Francis was a mystic and an ecstatic, as Thomas of Celano makes clear. He spent hours alone, in the caves, praying, as a young man; his conversion came about rather more slowly and less dramatically than we might suppose, according to the Second Life. He received the stigmata in a cave too, a grim cleft in the rock on the desolate peak of Mount La Verna. he practiced the most rigorous austerities. According to archaeologists, his bones show signs of malnutrition.
The Portiuncula Indulgence is our way in sharing in the graces granted to the saint; it was originally only given to people who visited Portiuncula, but has now been extended to every parish church on earth. But, as one contemplates the Saint, one question arises. To what extent is our own Pope Francis a Franciscan Pope?
He certainly ticks the box of internationalism. Pope Francis is an Italian (by blood) who transcends the confines of Italy. His recent involvement in the case of the Orthodox Merriam Ibrahim is a case in point, as is his friendship with the Pentecostals and charismatics of various denominations. He is showing himself a leader of all Christians in his ministry. This represents a clever repositioning of the Papacy, just as St Francis’s mission to Egypt represented a realignment of the Church of his own day. So, Saint and Pope share the same missionary and universalist orientation.
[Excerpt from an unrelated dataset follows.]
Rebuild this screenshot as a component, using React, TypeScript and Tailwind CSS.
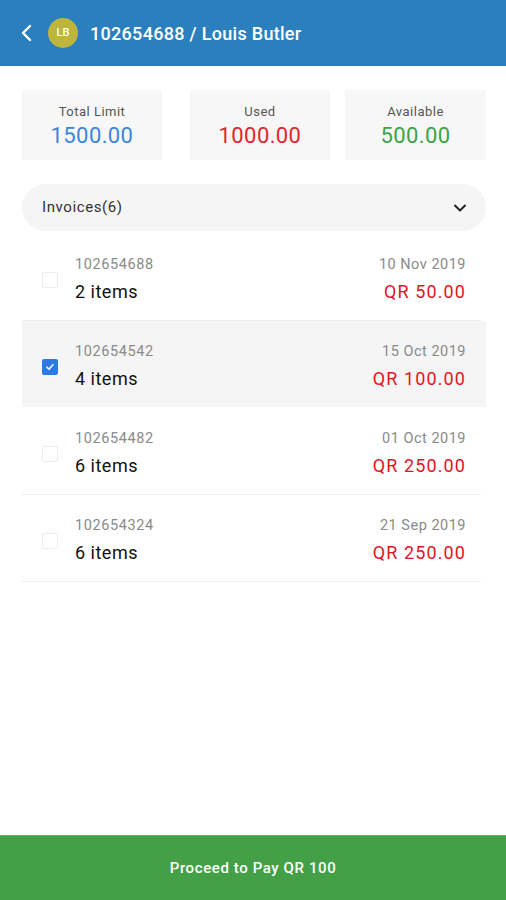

St Francis, born of the mercantile class, and rejecting the same class, foreshadows too the strong critique of capitalism that we have heard from this Pope. The Pope as we all know is a Pope ‘for the poor’, but what does that mean in practice? It means carrying on the critique of unbridled capitalism that goes back to Leo XIII, and which was so strongly upheld by Paul VI and John Paul II. St Francis too, at the dawn of capitalism, was an anti-capitalist radical, unless that is to project too much back into the story. St Francis is greatly admired by sections of the Italian left, and it is on the left of the Christian Democrat movement that we should locate the Pope. This places him in the centre of the political spectrum, something that those from places where Christian Democracy has not flourished, have difficulty understanding.
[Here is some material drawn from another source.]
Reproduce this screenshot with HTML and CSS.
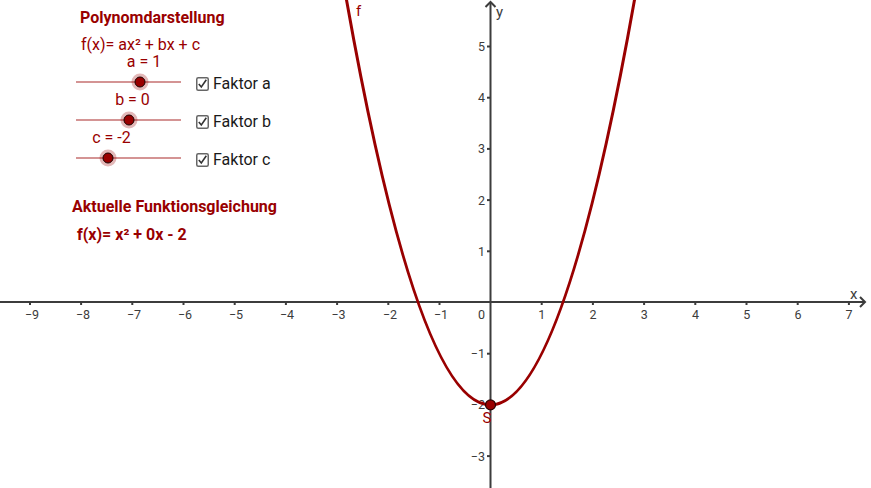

What perhaps we are not seeing from this Pope is the mystical and ecstatic characteristics of St Francis. A papacy that emphasised these elements of the Christian message would be truly interesting, nay, inspiring. If the Pope, this pope or any pope, were to retreat to a cave and have visions, that would alarm a great many people, I dare say. A pope with the stigmata even more so. These mystical and ecstatic element needs to be stressed, for it they are a constant in Western Christianity, particularly in Franciscans: one thinks of the great St Bonaventure, and also of Padre Pio, who perhaps represents the greatest flowering of mystical and ecstatic prayer in our own time. Padre Pio was of course famously otherworldly, whereas the Holy Father seems very down to earth, a typical Jesuit. Padre Pio did very little in his life, except pray and celebrate the sacraments, which tells us, I think, that this very little is a great deal. He was one of those saints who won many souls for God just by the way he celebrated Mass.
St Francis is patron saint of the environment and was the great lover of animals and nature (and this is a historic fact, given his undoubted authorship of the Canticle of the Sun, and not some romantic backward projection). Here too I do not really see a Franciscan streak in our present Pope, though that streak was clearly apparent in the cat-loving Benedict XVI who wrote some profound things about the theology of environmentalism.
Perhaps I am being too particular. St Francis is the most popular of Christian saints; Pope Francis the most popular of popes. Both communicate effortlessly. Perhaps that is resemblance enough.